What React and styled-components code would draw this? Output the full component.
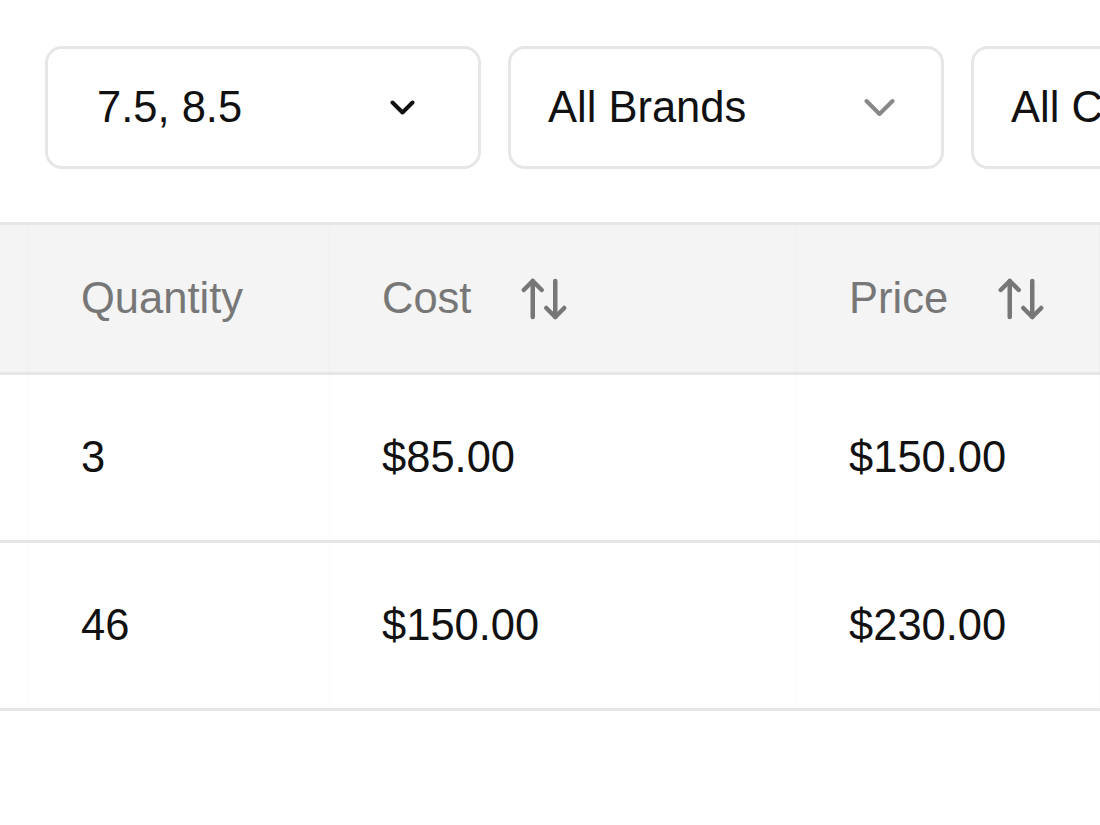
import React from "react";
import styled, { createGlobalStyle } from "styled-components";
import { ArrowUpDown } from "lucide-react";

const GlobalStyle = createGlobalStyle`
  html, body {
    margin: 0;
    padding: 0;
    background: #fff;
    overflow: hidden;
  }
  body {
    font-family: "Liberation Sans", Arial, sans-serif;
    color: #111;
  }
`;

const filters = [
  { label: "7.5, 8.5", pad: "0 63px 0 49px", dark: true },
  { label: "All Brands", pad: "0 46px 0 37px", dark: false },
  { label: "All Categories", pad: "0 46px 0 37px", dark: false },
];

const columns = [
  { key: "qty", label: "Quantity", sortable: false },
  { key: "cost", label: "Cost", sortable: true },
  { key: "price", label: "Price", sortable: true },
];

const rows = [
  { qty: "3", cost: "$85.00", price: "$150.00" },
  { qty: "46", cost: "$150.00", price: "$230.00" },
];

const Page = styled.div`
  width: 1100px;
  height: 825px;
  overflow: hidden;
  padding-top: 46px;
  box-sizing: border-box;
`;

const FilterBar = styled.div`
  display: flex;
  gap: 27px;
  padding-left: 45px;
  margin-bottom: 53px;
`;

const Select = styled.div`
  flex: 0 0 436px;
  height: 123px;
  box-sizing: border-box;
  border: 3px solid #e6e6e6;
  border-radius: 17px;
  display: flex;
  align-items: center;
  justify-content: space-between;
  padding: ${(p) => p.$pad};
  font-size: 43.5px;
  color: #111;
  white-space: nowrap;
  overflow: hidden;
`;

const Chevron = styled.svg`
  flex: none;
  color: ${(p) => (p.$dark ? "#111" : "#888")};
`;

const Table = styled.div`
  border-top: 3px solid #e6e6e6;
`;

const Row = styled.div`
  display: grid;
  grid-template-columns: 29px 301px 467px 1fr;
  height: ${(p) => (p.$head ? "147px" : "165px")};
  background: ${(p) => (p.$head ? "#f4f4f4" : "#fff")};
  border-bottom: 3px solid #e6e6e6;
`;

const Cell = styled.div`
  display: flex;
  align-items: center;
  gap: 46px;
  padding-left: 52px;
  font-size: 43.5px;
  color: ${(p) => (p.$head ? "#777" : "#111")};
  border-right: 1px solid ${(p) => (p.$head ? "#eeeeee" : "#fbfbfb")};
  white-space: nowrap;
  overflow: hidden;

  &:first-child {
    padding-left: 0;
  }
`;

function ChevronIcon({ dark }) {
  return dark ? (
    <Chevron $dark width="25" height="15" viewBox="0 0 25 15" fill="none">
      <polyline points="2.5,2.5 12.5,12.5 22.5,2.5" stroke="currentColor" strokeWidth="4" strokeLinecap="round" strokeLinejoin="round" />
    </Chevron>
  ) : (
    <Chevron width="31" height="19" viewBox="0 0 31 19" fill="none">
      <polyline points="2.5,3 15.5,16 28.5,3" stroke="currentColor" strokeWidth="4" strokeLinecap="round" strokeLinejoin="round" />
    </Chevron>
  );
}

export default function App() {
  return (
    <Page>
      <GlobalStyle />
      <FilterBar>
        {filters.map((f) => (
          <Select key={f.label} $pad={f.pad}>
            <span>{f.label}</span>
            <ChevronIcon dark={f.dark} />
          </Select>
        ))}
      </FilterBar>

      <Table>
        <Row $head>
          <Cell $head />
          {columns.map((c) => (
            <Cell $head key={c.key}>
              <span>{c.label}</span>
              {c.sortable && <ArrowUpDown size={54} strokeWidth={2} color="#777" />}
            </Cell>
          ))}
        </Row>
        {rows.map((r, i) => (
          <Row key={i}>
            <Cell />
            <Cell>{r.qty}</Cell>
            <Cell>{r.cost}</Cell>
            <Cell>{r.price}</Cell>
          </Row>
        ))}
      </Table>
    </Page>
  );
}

::::::

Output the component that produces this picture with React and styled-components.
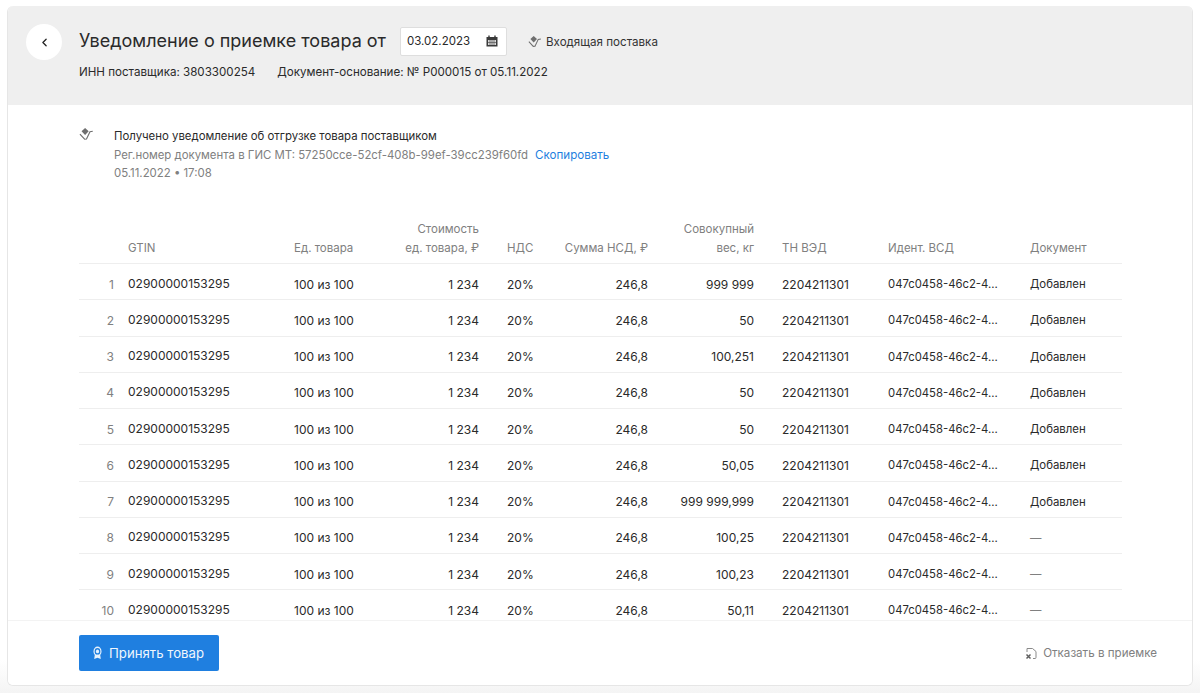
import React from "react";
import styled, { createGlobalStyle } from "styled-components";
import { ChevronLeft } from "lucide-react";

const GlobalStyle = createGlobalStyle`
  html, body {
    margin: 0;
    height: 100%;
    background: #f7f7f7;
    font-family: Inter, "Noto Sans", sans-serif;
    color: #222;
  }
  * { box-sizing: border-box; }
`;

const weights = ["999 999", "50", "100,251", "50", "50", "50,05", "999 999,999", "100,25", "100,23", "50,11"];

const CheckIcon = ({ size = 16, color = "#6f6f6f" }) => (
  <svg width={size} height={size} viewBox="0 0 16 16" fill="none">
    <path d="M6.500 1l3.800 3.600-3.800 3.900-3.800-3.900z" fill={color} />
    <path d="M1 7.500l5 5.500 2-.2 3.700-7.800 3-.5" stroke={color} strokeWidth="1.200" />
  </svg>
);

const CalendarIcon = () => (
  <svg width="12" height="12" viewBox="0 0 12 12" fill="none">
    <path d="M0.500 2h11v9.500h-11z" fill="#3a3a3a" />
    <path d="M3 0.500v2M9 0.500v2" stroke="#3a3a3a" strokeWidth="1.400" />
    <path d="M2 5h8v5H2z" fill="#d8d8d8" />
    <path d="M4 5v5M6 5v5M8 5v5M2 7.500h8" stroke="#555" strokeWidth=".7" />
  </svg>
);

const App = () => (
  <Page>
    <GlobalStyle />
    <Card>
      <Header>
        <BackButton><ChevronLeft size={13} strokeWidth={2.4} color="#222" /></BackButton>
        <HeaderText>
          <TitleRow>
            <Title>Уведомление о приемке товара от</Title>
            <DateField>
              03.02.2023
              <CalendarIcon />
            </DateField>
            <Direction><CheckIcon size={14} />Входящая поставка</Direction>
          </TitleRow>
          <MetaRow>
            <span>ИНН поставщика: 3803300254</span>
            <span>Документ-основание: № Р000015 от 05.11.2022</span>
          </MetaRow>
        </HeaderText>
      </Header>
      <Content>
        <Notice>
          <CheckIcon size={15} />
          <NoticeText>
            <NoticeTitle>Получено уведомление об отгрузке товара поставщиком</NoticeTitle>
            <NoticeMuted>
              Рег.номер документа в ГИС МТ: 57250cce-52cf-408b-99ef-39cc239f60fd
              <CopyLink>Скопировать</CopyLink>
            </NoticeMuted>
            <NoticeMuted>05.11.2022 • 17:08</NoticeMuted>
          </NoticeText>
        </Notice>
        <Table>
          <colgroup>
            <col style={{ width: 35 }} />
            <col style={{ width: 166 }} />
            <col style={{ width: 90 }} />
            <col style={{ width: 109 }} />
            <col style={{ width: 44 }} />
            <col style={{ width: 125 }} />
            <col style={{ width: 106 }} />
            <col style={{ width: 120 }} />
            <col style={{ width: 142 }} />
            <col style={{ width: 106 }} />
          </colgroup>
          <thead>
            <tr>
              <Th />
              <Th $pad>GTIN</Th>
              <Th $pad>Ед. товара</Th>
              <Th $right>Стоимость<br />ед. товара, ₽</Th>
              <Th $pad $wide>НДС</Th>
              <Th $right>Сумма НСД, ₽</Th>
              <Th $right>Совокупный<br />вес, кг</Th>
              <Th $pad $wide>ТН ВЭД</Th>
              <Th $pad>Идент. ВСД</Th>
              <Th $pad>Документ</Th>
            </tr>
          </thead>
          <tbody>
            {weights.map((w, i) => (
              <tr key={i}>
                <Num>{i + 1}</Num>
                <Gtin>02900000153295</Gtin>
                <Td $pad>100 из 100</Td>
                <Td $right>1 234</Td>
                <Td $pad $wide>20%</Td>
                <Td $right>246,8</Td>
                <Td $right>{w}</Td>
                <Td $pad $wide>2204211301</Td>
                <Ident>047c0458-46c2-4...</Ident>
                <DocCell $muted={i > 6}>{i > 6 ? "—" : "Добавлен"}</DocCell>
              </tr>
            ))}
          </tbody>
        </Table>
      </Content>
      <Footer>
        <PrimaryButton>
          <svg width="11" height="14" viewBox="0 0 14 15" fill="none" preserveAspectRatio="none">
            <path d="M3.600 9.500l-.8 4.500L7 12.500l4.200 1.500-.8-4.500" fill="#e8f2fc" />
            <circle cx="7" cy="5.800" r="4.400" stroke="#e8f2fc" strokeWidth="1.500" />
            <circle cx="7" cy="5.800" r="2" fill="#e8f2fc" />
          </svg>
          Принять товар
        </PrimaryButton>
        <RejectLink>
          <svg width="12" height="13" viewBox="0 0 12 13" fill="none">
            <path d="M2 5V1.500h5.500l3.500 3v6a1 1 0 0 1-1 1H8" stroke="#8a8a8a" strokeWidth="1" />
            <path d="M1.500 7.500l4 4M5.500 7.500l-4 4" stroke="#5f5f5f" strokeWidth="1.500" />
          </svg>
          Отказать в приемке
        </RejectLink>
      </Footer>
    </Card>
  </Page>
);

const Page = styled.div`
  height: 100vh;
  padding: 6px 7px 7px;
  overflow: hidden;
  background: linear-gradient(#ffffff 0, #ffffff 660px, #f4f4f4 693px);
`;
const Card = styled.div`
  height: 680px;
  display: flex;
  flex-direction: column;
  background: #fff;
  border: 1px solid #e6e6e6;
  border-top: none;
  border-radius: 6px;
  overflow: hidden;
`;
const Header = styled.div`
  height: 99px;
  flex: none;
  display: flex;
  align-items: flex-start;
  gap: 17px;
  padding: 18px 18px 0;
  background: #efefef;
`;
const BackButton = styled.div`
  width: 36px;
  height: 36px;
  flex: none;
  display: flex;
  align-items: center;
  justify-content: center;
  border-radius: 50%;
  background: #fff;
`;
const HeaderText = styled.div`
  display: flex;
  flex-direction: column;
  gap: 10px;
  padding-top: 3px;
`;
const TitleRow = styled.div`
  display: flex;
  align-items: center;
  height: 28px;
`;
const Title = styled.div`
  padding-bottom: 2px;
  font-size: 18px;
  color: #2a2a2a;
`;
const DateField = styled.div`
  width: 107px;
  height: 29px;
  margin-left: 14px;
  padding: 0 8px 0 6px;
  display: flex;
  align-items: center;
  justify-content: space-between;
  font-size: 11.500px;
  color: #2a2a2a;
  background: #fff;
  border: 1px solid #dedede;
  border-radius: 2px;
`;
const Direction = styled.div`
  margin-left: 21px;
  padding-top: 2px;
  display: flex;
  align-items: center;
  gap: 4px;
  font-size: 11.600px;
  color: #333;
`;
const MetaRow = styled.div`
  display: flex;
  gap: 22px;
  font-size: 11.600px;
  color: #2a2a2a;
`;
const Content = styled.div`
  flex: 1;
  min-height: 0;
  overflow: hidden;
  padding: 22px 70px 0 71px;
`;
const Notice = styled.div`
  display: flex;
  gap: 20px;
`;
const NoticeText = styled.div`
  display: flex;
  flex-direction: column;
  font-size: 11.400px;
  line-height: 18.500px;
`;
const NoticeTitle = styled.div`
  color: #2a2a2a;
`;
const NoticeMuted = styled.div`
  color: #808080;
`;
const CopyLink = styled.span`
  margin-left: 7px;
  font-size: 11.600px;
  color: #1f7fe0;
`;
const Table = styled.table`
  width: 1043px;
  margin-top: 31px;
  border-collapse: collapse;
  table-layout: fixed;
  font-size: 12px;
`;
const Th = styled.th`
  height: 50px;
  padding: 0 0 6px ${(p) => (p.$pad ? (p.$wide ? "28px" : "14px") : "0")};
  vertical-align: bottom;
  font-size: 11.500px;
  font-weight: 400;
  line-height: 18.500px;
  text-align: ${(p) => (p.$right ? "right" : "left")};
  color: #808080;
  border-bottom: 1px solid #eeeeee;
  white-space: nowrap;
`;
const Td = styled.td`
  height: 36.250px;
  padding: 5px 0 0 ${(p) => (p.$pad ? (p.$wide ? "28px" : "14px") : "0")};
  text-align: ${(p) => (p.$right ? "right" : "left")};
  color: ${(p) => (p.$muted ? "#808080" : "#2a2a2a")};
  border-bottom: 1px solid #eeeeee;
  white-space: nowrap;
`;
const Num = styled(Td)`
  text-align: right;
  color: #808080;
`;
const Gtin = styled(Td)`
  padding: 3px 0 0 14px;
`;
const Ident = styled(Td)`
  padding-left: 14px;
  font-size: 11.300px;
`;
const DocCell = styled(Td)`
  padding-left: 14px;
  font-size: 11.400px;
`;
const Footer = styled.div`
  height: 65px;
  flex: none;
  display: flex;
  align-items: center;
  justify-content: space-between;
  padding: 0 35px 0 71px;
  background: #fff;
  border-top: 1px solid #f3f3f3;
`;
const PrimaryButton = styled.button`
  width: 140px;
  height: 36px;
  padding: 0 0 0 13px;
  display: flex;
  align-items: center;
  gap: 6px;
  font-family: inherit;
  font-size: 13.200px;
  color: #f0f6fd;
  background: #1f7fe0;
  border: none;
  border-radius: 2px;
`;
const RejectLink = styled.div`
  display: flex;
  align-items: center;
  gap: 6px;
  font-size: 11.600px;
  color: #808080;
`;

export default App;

::::::

■ **Exercise objective**
Isolate the lines that hold the word "Output" and copy all of them.

■ **Written response**
What React and styled-components code would draw this? Output the full component.
Output the component that produces this picture with React and styled-components.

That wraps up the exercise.